* Written exercise *
Reproduce the full listing below unchanged, apart from the pictures.

* Dataset content *
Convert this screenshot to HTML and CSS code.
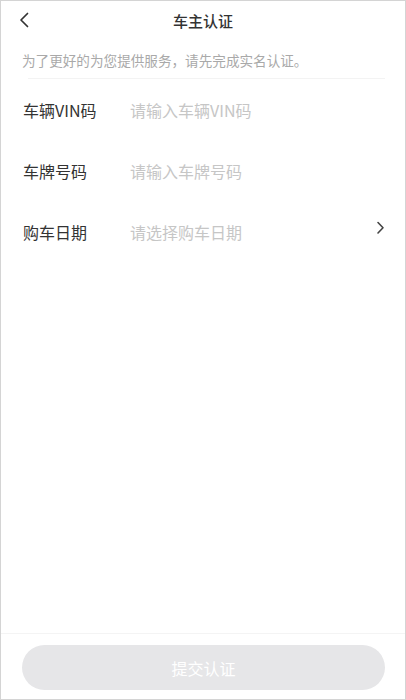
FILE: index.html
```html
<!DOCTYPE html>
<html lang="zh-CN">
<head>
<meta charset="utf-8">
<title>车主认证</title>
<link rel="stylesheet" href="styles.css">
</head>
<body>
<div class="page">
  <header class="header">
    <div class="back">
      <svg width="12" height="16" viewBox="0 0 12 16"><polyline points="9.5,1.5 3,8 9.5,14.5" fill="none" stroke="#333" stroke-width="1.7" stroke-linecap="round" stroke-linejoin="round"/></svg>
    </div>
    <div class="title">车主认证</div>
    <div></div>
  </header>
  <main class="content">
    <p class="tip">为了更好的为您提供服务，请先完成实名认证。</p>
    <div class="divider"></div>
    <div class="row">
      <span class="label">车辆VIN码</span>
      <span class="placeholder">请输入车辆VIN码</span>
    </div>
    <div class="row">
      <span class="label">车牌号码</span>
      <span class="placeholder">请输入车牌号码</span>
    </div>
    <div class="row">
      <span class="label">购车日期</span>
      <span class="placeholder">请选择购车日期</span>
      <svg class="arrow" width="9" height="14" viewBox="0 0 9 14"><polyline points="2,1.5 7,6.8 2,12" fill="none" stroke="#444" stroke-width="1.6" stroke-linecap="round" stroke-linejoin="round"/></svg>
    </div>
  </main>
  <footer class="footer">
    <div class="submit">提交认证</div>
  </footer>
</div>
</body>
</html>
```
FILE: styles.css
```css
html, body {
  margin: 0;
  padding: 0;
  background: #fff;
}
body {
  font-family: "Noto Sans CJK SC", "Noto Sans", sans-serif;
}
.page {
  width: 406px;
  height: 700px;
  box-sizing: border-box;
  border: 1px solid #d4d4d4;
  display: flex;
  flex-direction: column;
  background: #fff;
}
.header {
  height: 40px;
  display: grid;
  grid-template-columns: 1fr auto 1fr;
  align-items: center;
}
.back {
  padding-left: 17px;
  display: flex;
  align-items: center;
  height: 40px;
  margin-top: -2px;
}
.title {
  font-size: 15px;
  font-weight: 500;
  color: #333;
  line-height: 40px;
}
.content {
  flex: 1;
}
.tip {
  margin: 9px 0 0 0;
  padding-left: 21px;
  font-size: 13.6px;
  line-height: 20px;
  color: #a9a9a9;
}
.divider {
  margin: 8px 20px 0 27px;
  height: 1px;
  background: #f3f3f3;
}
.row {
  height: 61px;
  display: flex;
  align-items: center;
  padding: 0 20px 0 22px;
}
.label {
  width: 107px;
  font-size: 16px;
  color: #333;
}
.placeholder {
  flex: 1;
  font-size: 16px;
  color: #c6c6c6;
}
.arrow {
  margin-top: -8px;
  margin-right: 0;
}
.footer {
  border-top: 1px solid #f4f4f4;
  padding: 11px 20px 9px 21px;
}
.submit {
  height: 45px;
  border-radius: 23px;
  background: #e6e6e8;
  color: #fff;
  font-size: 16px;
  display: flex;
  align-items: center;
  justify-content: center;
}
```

* Exercise solution *
Convert this screenshot to HTML and CSS code.
FILE: index.html
```html
<!DOCTYPE html>
<html lang="zh-CN">
<head>
<meta charset="utf-8">
<title>车主认证</title>
<link rel="stylesheet" href="styles.css">
</head>
<body>
<div class="page">
  <header class="header">
    <div class="back">
      <svg width="12" height="16" viewBox="0 0 12 16"><polyline points="9.5,1.5 3,8 9.5,14.5" fill="none" stroke="#333" stroke-width="1.7" stroke-linecap="round" stroke-linejoin="round"/></svg>
    </div>
    <div class="title">车主认证</div>
    <div></div>
  </header>
  <main class="content">
    <p class="tip">为了更好的为您提供服务，请先完成实名认证。</p>
    <div class="divider"></div>
    <div class="row">
      <span class="label">车辆VIN码</span>
      <span class="placeholder">请输入车辆VIN码</span>
    </div>
    <div class="row">
      <span class="label">车牌号码</span>
      <span class="placeholder">请输入车牌号码</span>
    </div>
    <div class="row">
      <span class="label">购车日期</span>
      <span class="placeholder">请选择购车日期</span>
      <svg class="arrow" width="9" height="14" viewBox="0 0 9 14"><polyline points="2,1.5 7,6.8 2,12" fill="none" stroke="#444" stroke-width="1.6" stroke-linecap="round" stroke-linejoin="round"/></svg>
    </div>
  </main>
  <footer class="footer">
    <div class="submit">提交认证</div>
  </footer>
</div>
</body>
</html>
```
FILE: styles.css
```css
html, body {
  margin: 0;
  padding: 0;
  background: #fff;
}
body {
  font-family: "Noto Sans CJK SC", "Noto Sans", sans-serif;
}
.page {
  width: 406px;
  height: 700px;
  box-sizing: border-box;
  border: 1px solid #d4d4d4;
  display: flex;
  flex-direction: column;
  background: #fff;
}
.header {
  height: 40px;
  display: grid;
  grid-template-columns: 1fr auto 1fr;
  align-items: center;
}
.back {
  padding-left: 17px;
  display: flex;
  align-items: center;
  height: 40px;
  margin-top: -2px;
}
.title {
  font-size: 15px;
  font-weight: 500;
  color: #333;
  line-height: 40px;
}
.content {
  flex: 1;
}
.tip {
  margin: 9px 0 0 0;
  padding-left: 21px;
  font-size: 13.6px;
  line-height: 20px;
  color: #a9a9a9;
}
.divider {
  margin: 8px 20px 0 27px;
  height: 1px;
  background: #f3f3f3;
}
.row {
  height: 61px;
  display: flex;
  align-items: center;
  padding: 0 20px 0 22px;
}
.label {
  width: 107px;
  font-size: 16px;
  color: #333;
}
.placeholder {
  flex: 1;
  font-size: 16px;
  color: #c6c6c6;
}
.arrow {
  margin-top: -8px;
  margin-right: 0;
}
.footer {
  border-top: 1px solid #f4f4f4;
  padding: 11px 20px 9px 21px;
}
.submit {
  height: 45px;
  border-radius: 23px;
  background: #e6e6e8;
  color: #fff;
  font-size: 16px;
  display: flex;
  align-items: center;
  justify-content: center;
}
```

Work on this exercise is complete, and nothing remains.